Pada periode yang sama, kelompok bank KBMI IV menyumbang kredit valas terbanyak dengan jumlah mencapai Rp551,74 triliun pada Januari 2024 tumbuh 16,8% dari tahun sebelumnya Rp472,39 triliun. Adapun, besaran kredit valas terhadap total kredit hanya 14,88%
Sementara, penyaluran kredit valas pada bank KBMI I hanya mencapai Rp59,78 triliun. KBMI II mencapai Rp162,79 triliun serta KBMI III sebesar 273,77 triliun.
Sikap Perbankan
Direktur Utama PT Bank Negara Indonesia (Persero) Tbk. (BBNI) Royke Tumilaar pun menyampaikan bahwa perseroan akan sangat selektif bahkan saat ini akan menghentikan penyaluran kredit valas
“Pasti kami akan sangat selektif cenderung stop kredit valas dulu,” ujarnya pada Bisnis, Selasa (16/4/2024)
Di sisi lain, dirinya menyebut penerbitan global bond menjadi suatu keputusan yang tepat bagi perseroan.
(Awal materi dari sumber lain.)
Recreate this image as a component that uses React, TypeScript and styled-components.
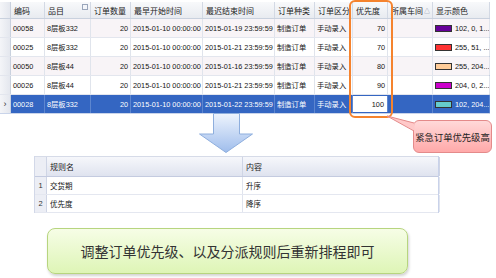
import styled, { createGlobalStyle } from 'styled-components';

const GlobalStyle = createGlobalStyle`
  body {
    margin: 0;
    background: #fff;
    font-family: "Liberation Sans", "Noto Sans CJK SC", sans-serif;
  }
`;

type RowKind = 'odd' | 'even' | 'sel';

type Order = {
  code: string;
  item: string;
  qty: number;
  start: string;
  end: string;
  priority: number;
  color: string;
  colorText: string;
};

const orders: Order[] = [
  { code: '00058', item: '8层板332', qty: 20, start: '2015-01-10 00:00:00', end: '2015-01-19 23:59:59', priority: 70, color: '#660099', colorText: '102, 0, 1...' },
  { code: '00025', item: '8层板332', qty: 20, start: '2015-01-10 00:00:00', end: '2015-01-21 23:59:59', priority: 70, color: '#ff3333', colorText: '255, 51, ...' },
  { code: '00050', item: '8层板44', qty: 20, start: '2015-01-10 00:00:00', end: '2015-01-16 23:59:59', priority: 80, color: '#ffcc99', colorText: '255, 204...' },
  { code: '00026', item: '8层板44', qty: 20, start: '2015-01-10 00:00:00', end: '2015-01-21 23:59:59', priority: 90, color: '#cc00cc', colorText: '204, 0, 2...' },
  { code: '00028', item: '8层板332', qty: 20, start: '2015-01-10 00:00:00', end: '2015-01-22 23:59:59', priority: 100, color: '#66cccc', colorText: '102, 204...' },
];

const headers = ['编码', '品目', '订单数量', '最早开始时间', '最迟结束时间', '订单种类', '订单区分', '优先度', '所属车间', '显示颜色'];

const rules = [
  { name: '交货期', value: '升序' },
  { name: '优先度', value: '降序' },
];

const App = () => {
  return (
    <>
      <GlobalStyle />
      <StPage>
        <StOrderGrid>
          <StHeadRow>
            <StRowHead />
            {headers.map((h) => (
              <StHeadCell key={h}>
                {h}
                {h === '品目' && <StFilterIcon />}
                {h === '所属车间' && <StSortMark>△</StSortMark>}
              </StHeadCell>
            ))}
          </StHeadRow>
          {orders.map((o, i) => {
            const kind: RowKind = i === orders.length - 1 ? 'sel' : i % 2 === 0 ? 'odd' : 'even';
            return (
              <StRow key={o.code} $kind={kind}>
                <StRowHead>{kind === 'sel' ? '›' : ''}</StRowHead>
                <StCell $kind={kind}>{o.code}</StCell>
                <StCell $kind={kind}>{o.item}</StCell>
                <StCell $kind={kind} $right>{o.qty}</StCell>
                <StCell $kind={kind}>{o.start}</StCell>
                <StCell $kind={kind}>{o.end}</StCell>
                <StCell $kind={kind}>制造订单</StCell>
                <StCell $kind={kind}>手动录入</StCell>
                <StCell $kind={kind} $right $edit={kind === 'sel'}>{o.priority}</StCell>
                <StCell $kind={kind} />
                <StCell $kind={kind}>
                  <StSwatch $color={o.color} />
                  {o.colorText}
                </StCell>
              </StRow>
            );
          })}
        </StOrderGrid>

        <StHighlight />

        <StMidBand>
          <StArrow viewBox="0 0 54 42" width="54" height="42">
            <defs>
              <linearGradient id="arrowFill" x1="0" y1="0" x2="0" y2="1">
                <stop offset="0" stopColor="#eef4fd" />
                <stop offset="1" stopColor="#9fbdec" />
              </linearGradient>
            </defs>
            <path
              d="M14.5 0.5 H40.5 V21 H53.5 L27 39.5 L0.5 21 H14.5 Z"
              fill="url(#arrowFill)"
              stroke="#8eaedd"
              strokeWidth="1"
            />
          </StArrow>
          <StCallout>
            <StPointer viewBox="0 0 30 20" width="30" height="20">
              <polygon points="1,1 28.5,8 28.5,16" fill="#ffc9c9" />
              <polyline points="28,8 1,1 28,16" fill="none" stroke="#e48a8a" strokeWidth="1" />
            </StPointer>
            紧急订单优先级高
          </StCallout>
        </StMidBand>

        <StRuleGrid>
          <StRuleHeadRow>
            <StRuleRowHead />
            <StRuleHeadCell>规则名</StRuleHeadCell>
            <StRuleHeadCell>内容</StRuleHeadCell>
          </StRuleHeadRow>
          {rules.map((r, i) => (
            <StRuleRow key={r.name}>
              <StRuleRowHead>{i + 1}</StRuleRowHead>
              <StRuleCell>{r.name}</StRuleCell>
              <StRuleCell>{r.value}</StRuleCell>
            </StRuleRow>
          ))}
        </StRuleGrid>

        <StNote>调整订单优先级、以及分派规则后重新排程即可</StNote>
      </StPage>
    </>
  );
};

const orderCols = '11px 34px 46px 40px 72px 72px 40px 38px 35px 45px 57px';
const ruleCols = '12px 196px 197px';

const StPage = styled.div`
  position: relative;
  width: 496px;
  height: 278px;
  overflow: hidden;
  padding-top: 2px;
  box-sizing: border-box;
`;

const StOrderGrid = styled.div`
  width: 490px;
  box-sizing: border-box;
  border-right: 1px solid #c5cfe1;
  font-size: 7.3px;
  color: #141414;
`;

const StHeadRow = styled.div`
  display: grid;
  grid-template-columns: ${orderCols};
  height: 17px;
  background: linear-gradient(#f8f9fb, #e8ebf0);
  border-bottom: 1px solid #c9d1de;
  box-sizing: border-box;
`;

const StHeadCell = styled.div`
  position: relative;
  display: flex;
  align-items: center;
  padding: 0 2px 0 3px;
  border-right: 1px solid #d3d9e4;
  font-size: 8px;
  color: #222;
  white-space: nowrap;
  overflow: hidden;
`;

const StFilterIcon = styled.span`
  position: absolute;
  right: 2px;
  top: 2px;
  width: 4px;
  height: 4px;
  border: 1px solid #9aa6bb;
  background: #f4f6fa;
`;

const StSortMark = styled.span`
  margin-left: auto;
  font-size: 6px;
  color: #7d8aa3;
`;

const StRow = styled.div<{ $kind: RowKind }>`
  display: grid;
  grid-template-columns: ${orderCols};
  height: 19px;
  box-sizing: border-box;
  border-bottom: 1px solid ${(p) => (p.$kind === 'sel' ? '#c9d4ea' : '#e3e6ee')};
  background: ${(p) => (p.$kind === 'sel' ? '#3466c2' : p.$kind === 'odd' ? '#f8f4f7' : '#ffffff')};
`;

const StRowHead = styled.div`
  display: flex;
  align-items: center;
  justify-content: center;
  background: linear-gradient(90deg, #f4f5f8, #e4e7ee);
  border-right: 1px solid #c9d1de;
  font-size: 9px;
  color: #333;
`;

const StCell = styled.div<{ $kind: RowKind; $right?: boolean; $edit?: boolean }>`
  display: flex;
  align-items: center;
  justify-content: ${(p) => (p.$right ? 'flex-end' : 'flex-start')};
  padding: 0 2px;
  border-right: 1px solid ${(p) => (p.$kind === 'sel' ? '#5d86cf' : '#e0e4ec')};
  white-space: nowrap;
  overflow: hidden;
  color: ${(p) => (p.$kind === 'sel' && !p.$edit ? '#ffffff' : '#141414')};
  background: ${(p) => (p.$edit ? '#ffffff' : 'transparent')};
  ${(p) => (p.$edit ? 'margin: 1px 0; padding-right: 3px;' : '')}
`;

const StSwatch = styled.span<{ $color: string }>`
  flex-shrink: 0;
  width: 15px;
  height: 5px;
  margin-right: 3px;
  border: 1px solid #333;
  background: ${(p) => p.$color};
`;

const StHighlight = styled.div`
  position: absolute;
  left: 349px;
  top: 0;
  width: 44px;
  height: 118px;
  box-sizing: border-box;
  border: 2px solid #f5832e;
  border-radius: 6px;
`;

const StMidBand = styled.div`
  display: flex;
  align-items: flex-start;
  height: 42px;
  padding-left: 199px;
`;

const StArrow = styled.svg`
  flex-shrink: 0;
  margin-top: -1px;
`;

const StCallout = styled.div`
  position: relative;
  margin-left: 160px;
  margin-top: 6px;
  width: 79px;
  height: 33px;
  box-sizing: border-box;
  display: flex;
  align-items: center;
  justify-content: center;
  border: 1px solid #e48a8a;
  border-radius: 6px;
  background: linear-gradient(#ffd9d9, #ffa9a9);
  font-family: "Noto Sans CJK SC", sans-serif;
  font-size: 9.3px;
  color: #222;
  white-space: nowrap;
`;

const StPointer = styled.svg`
  position: absolute;
  left: -28px;
  top: -6px;
`;

const StRuleGrid = styled.div`
  width: 405px;
  margin-left: 34px;
  box-sizing: border-box;
  border-left: 1px solid #d2d8e8;
  border-right: 1px solid #c9d2ea;
  font-size: 7.5px;
  color: #141414;
`;

const StRuleHeadRow = styled.div`
  display: grid;
  grid-template-columns: ${ruleCols};
  height: 21px;
  box-sizing: border-box;
  border-top: 1px solid #d6dbe8;
  border-bottom: 1px solid #c4cbe0;
  background: linear-gradient(#f6f7fb, #dfe3ef);
`;

const StRuleHeadCell = styled.div`
  display: flex;
  align-items: center;
  padding: 0 3px;
  border-right: 1px solid #cfd5e5;
  font-size: 8px;
  color: #222;
`;

const StRuleRow = styled.div`
  display: grid;
  grid-template-columns: ${ruleCols};
  height: 18px;
  box-sizing: border-box;
  border-bottom: 1px solid #e4e7f0;
`;

const StRuleRowHead = styled.div`
  display: flex;
  align-items: center;
  justify-content: center;
  background: #eceef5;
  border-right: 1px solid #cfd5e5;
  font-size: 7.5px;
  color: #333;
`;

const StRuleCell = styled.div`
  display: flex;
  align-items: center;
  padding: 0 3px;
  border-right: 1px solid #e0e4ee;
`;

const StNote = styled.div`
  width: 361px;
  height: 46px;
  margin: 15px 0 0 47px;
  box-sizing: border-box;
  display: flex;
  align-items: center;
  justify-content: center;
  border: 1px solid #b7d57f;
  border-radius: 8px;
  background: linear-gradient(#f6fde6, #def5b6);
  box-shadow: 1px 2px 3px rgba(0, 0, 0, 0.18);
  font-family: "Noto Sans CJK SC", serif;
  font-size: 14px;
  color: #333;
`;

export default App;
Pasalnya dia menyakini suku bunga tidak akan turun dalam waktu dekat.
Sebagai catatan, BNI memang berencana melakukan penerbitan surat utang senior dalam denominasi dolar AS atau global bond senilai US$500 juta atau sekitar Rp8,1 triliun (asumsi kurs Rp16.206)
Penerbitan Surat Utang Senior ini merupakan bagian dari penerbitan program Euro Medium Term Note yang dibentuk Perseroan pada 6 Mei 2020 sebagaimana telah diperbarui pada 22 Maret 2021 dan 26 Maret 2024 (Program EMTN).
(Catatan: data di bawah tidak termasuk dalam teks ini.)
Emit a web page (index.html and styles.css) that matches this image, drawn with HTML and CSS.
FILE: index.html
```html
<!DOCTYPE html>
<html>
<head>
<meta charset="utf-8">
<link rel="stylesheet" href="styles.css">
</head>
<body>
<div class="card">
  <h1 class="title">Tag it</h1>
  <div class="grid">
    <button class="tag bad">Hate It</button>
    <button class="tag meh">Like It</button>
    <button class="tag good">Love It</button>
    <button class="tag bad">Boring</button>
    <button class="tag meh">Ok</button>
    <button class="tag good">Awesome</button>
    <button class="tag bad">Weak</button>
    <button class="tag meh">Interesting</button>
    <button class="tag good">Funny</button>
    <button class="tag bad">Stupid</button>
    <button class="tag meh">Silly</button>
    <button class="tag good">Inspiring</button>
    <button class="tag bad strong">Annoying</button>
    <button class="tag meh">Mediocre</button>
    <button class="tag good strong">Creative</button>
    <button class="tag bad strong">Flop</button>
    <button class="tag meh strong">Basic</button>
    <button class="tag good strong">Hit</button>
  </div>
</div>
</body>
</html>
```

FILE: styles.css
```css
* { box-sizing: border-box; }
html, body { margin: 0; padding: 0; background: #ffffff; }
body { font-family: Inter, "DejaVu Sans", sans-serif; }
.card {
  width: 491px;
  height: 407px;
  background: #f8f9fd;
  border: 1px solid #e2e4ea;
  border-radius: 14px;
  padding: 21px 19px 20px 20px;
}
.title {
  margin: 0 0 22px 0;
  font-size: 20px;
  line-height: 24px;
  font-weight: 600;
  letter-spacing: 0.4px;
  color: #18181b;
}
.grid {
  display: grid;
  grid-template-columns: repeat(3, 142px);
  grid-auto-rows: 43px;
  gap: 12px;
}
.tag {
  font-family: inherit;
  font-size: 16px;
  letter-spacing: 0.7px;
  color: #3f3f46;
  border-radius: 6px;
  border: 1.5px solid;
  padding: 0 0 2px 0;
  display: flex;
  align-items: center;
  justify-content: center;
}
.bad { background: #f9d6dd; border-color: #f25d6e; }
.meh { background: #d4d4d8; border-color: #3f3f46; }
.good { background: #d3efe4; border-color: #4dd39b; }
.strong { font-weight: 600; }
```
Berdasarkan Program EMTN, Perseroan dapat menerbitkan surat utang secara bertahap dengan jumlah pokok sebanyak-banyaknya US$2 miliar.
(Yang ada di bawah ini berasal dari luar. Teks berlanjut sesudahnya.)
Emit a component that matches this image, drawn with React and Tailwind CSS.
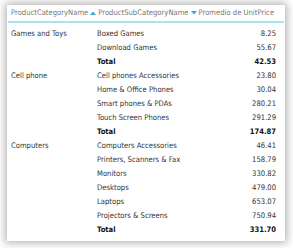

Direktur Keuangan BNI Novita Widya Anggraini mengungkapkan, tujuan dari penerbitan ini adalah untuk mendiversifikasi sumber pendanaan dan ekspansi kredit dalam mata uang asing.
Menurutnya, sebagai bank yang aktif dalam pemberian kredit rupiah dan valas, penerbitan global bond ini akan digunakan untuk ekspansi aset valas dengan imbal hasil yang optimal yang akan memberikan dampak positif terhadap kondisi kinerja keuangan perseroan.
"Sekaligus meningkatkan kapasitas Perseroan dalam mendukung pengembangan bisnis Indonesia dari dan ke luar negeri," ujar Novita dalam keterangan tertulis, Minggu (31/3/2024)
Sementara itu, Direktur Utama PT Bank Mandiri (Persero) Tbk. (BMRI) Darmawan Junaidi juga sempat mengatakan bahwa lesunya rupiah berpotensi meningkatkan risiko kredit pada debitur dengan pinjaman valas.
Dia pun menyebut untuk bisa mengantisipasi risiko ini, perbankan mesti memonitor secara disiplin debitur valuta asing yang pendapatannya dalam rupiah untuk memastikan kemampuan membayar atau repayment capacity dari debitur.
“Karena secara ekuivalen rupiah, maka nilai kewajiban debitur menjadi semakin besar, tapi kami sudah memperhitungkan, di mana sebagai langkah antisipatif, kami punya early warning system untuk mendeteksi potensi penurunan kinerja debitur,” ujarnya dalam paparan kinerja pada tahun lalu.